My mind takes these suspicions into consideration, but my heart knows they’re bunk. Many days, my online community feels like it’s made up of the only true friends I have. Several of the people I’m going to meet while I’m in Chicago this week are people I’ve known for years, but just haven’t met in person. By reading one another’s blogs and daily tweets, I feel like I know many of them better than I know friends who live in my city, and I’m certain these online friends know me better than many of my “real life” friends do.

These deep, gut-level feelings about people I’ve gotten to know online have been confirmed in real life, too. Friends like Ray Hollenbach, Leigh Kramer, and Shawn Smucker have passed through my town and pulled chairs up to my family’s dinner table. Twice I’ve made plans to room at a conference and a workshop with friends I had not yet met in person—Suzannah Paul and Katie Gibson. I’ve sat around a table with Micha Boyett, Addie Zierman, Ed Cyzewski, Stephanie Smith, and Heather Goodman, a group of bloggers who see my heart, and seem to have a special ability to really hear my dreams and frustrations. A few springs ago, I sat on a lawn and talked about blogging with Rachel Held Evans, just weeks before her first book was released, and earlier this month I dove into a conversation about hurt and redemption with Tammy Perlmutter, over coffee. While it might seem to some that I went out on a lot of limbs, these interactions felt to me like the most natural and safe things to do.

Online communities aren’t all hugs and smiles, though. As I started thinking through this post, I wrote a fill-in-the-blank at the top of a piece of paper:

Online communities are ______________.

The quick list of words and phrases I wrote down made me laugh, mostly because for every positive there was a corresponding negative. Here’s what I came up with:

- Online communities are encouraging—when I need a good dose of “You can do it,” by people who believe in me, my online friends are the best (after my husband and my mom, that is). But they can be discouraging, too. It isn’t an intentional discouragement, but there are days when Twitter feels like a running list of everyone else’s amazing accomplishments. It seems like everyone is blogging more, publishing more, getting agent deals, and being impossibly witty, all while making gorgeous pies and running great distances and being a wonderful parent. (In similar ways, online communities can be inspiring and overwhelming.)

- Online communities are both engaging and lonely—I always know there will be someone to interact with or run an idea by on Twitter, but sometimes it feels like you’re standing in the midst of a lively party, with conversations happening all around you and there’s no natural way to ease into any of them. (Or you feel like everyone’s talking about the party you missed entirely.) Similarly, it’s a setting that can be both friendly and intimidating.

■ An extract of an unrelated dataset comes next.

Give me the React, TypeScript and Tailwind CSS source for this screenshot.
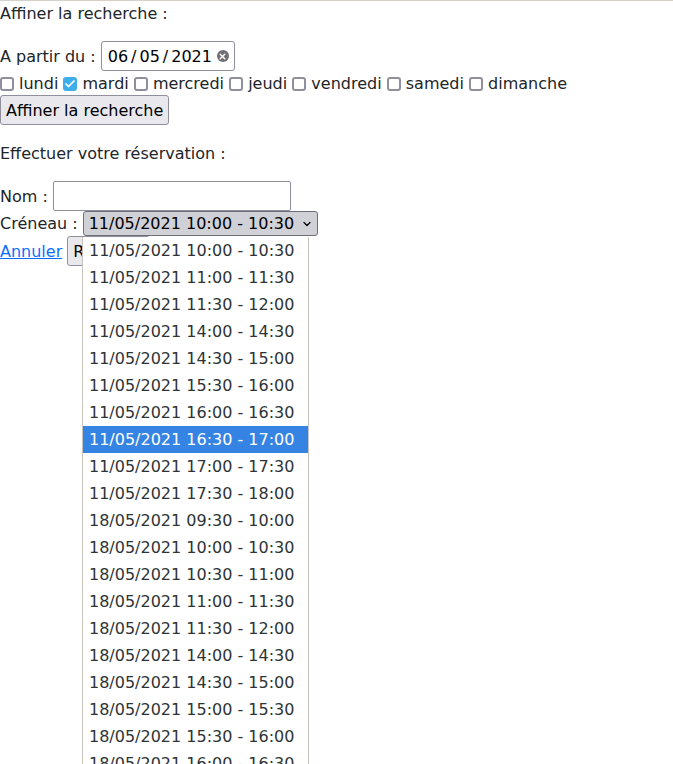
import { Check, ChevronDown, X } from "lucide-react";

const days = ["lundi", "mardi", "mercredi", "jeudi", "vendredi", "samedi", "dimanche"];

const slots = [
  "11/05/2021 10:00 - 10:30",
  "11/05/2021 11:00 - 11:30",
  "11/05/2021 11:30 - 12:00",
  "11/05/2021 14:00 - 14:30",
  "11/05/2021 14:30 - 15:00",
  "11/05/2021 15:30 - 16:00",
  "11/05/2021 16:00 - 16:30",
  "11/05/2021 16:30 - 17:00",
  "11/05/2021 17:00 - 17:30",
  "11/05/2021 17:30 - 18:00",
  "18/05/2021 09:30 - 10:00",
  "18/05/2021 10:00 - 10:30",
  "18/05/2021 10:30 - 11:00",
  "18/05/2021 11:00 - 11:30",
  "18/05/2021 11:30 - 12:00",
  "18/05/2021 14:00 - 14:30",
  "18/05/2021 14:30 - 15:00",
  "18/05/2021 15:00 - 15:30",
  "18/05/2021 15:30 - 16:00",
  "18/05/2021 16:00 - 16:30",
];

function DayCheck({ label, checked }: { label: string; checked: boolean }) {
  return (
    <label className="flex items-center">
      {checked ? (
        <span className="flex h-[14px] w-[14px] shrink-0 items-center justify-center rounded-[3px] bg-[#3daee9]">
          <Check className="h-3 w-3 text-white" strokeWidth={3.5} />
        </span>
      ) : (
        <span className="h-[14px] w-[14px] shrink-0 rounded-[3px] border-2 border-[#8f8f9d] bg-white" />
      )}
      <span className="ml-[5px]">{label}</span>
    </label>
  );
}

export default function App() {
  return (
    <div className="relative h-[764px] w-[673px] overflow-hidden border-t border-[#d5d0c8] bg-white font-['DejaVu_Sans',sans-serif] text-base leading-6 text-[#212529]">
      <p className="mb-[15px] pt-px">Affiner la recherche :</p>

      <div className="flex h-[30px] items-center">
        <span className="pt-[2px]">A partir du :</span>
        <div className="ml-[5px] flex h-[30px] w-[134px] items-center rounded-[3px] border border-[#8f8f9d] pl-[6px] pt-[2px] text-black">
          <span>06</span>
          <span className="mx-[3px]">/</span>
          <span>05</span>
          <span className="mx-[3px]">/</span>
          <span>2021</span>
          <span className="mb-[2px] ml-[5px] flex h-[12px] w-[12px] items-center justify-center rounded-full bg-[#6f6f74]">
            <X className="h-[9px] w-[9px] text-white" strokeWidth={4} />
          </span>
        </div>
      </div>

      <div className="mt-px flex h-6 items-center gap-[5.15px]">
        {days.map((day) => (
          <DayCheck key={day} label={day} checked={day === "mardi"} />
        ))}
      </div>

      <button className="-mt-px block h-[30px] rounded-[3px] border border-[#8f8f9d] bg-[#e9e9ed] px-[5px] pt-[2px] text-black">
        Affiner la recherche
      </button>

      <p className="mb-[15px] mt-4 pt-px">Effectuer votre réservation :</p>

      <div className="flex h-[30px] items-center">
        <span className="pt-[2px]">Nom :</span>
        <input className="ml-[5px] h-[30px] w-[238px] rounded-[2px] border border-[#8f8f9d]" />
      </div>

      <div className="flex h-[25px] items-center">
        <span>Créneau :</span>
        <div className="ml-[5px] flex h-[25px] w-[235px] items-center rounded-[3px] border border-[#6f6f7a] bg-[#d0d0d7] pl-[5px] text-black">
          <span>{slots[0]}</span>
          <ChevronDown className="ml-[7px] h-3 w-3 text-black" strokeWidth={2.5} />
        </div>
      </div>

      <div className="flex h-[30px] items-center">
        <a href="#" className="mt-[2px] text-[#0d6efd] underline">
          Annuler
        </a>
        <button className="ml-[5px] h-[30px] rounded-[3px] border border-[#8f8f9d] bg-[#e9e9ed] px-[5px] pt-[2px] text-black">
          Réserver
        </button>
      </div>

      <ul className="absolute left-[82px] top-[236px] w-[227px] border-x border-[#c8c3bc] bg-white text-[#2e3436]">
        {slots.map((slot, i) => (
          <li
            key={slot}
            className={`h-[27px] pl-[6px] leading-[27px] ${i === 7 ? "bg-[#3584e4] text-white" : ""}`}
          >
            {slot}
          </li>
        ))}
      </ul>
    </div>
  );
}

- Online communities are transparent. There’s something about the way we hide behind our computers that allows us to be more bold, more brave—to share things and speak up in ways we wouldn’t in person. But at the same time, our computers can be masks rather than shields. Hiding behind them can provide a way to be more false and guarded, to expose only the parts of us that feel polished and perfected. (I also had “deep and surface-skimming” on my list, which goes hand-in-hand with this theme.)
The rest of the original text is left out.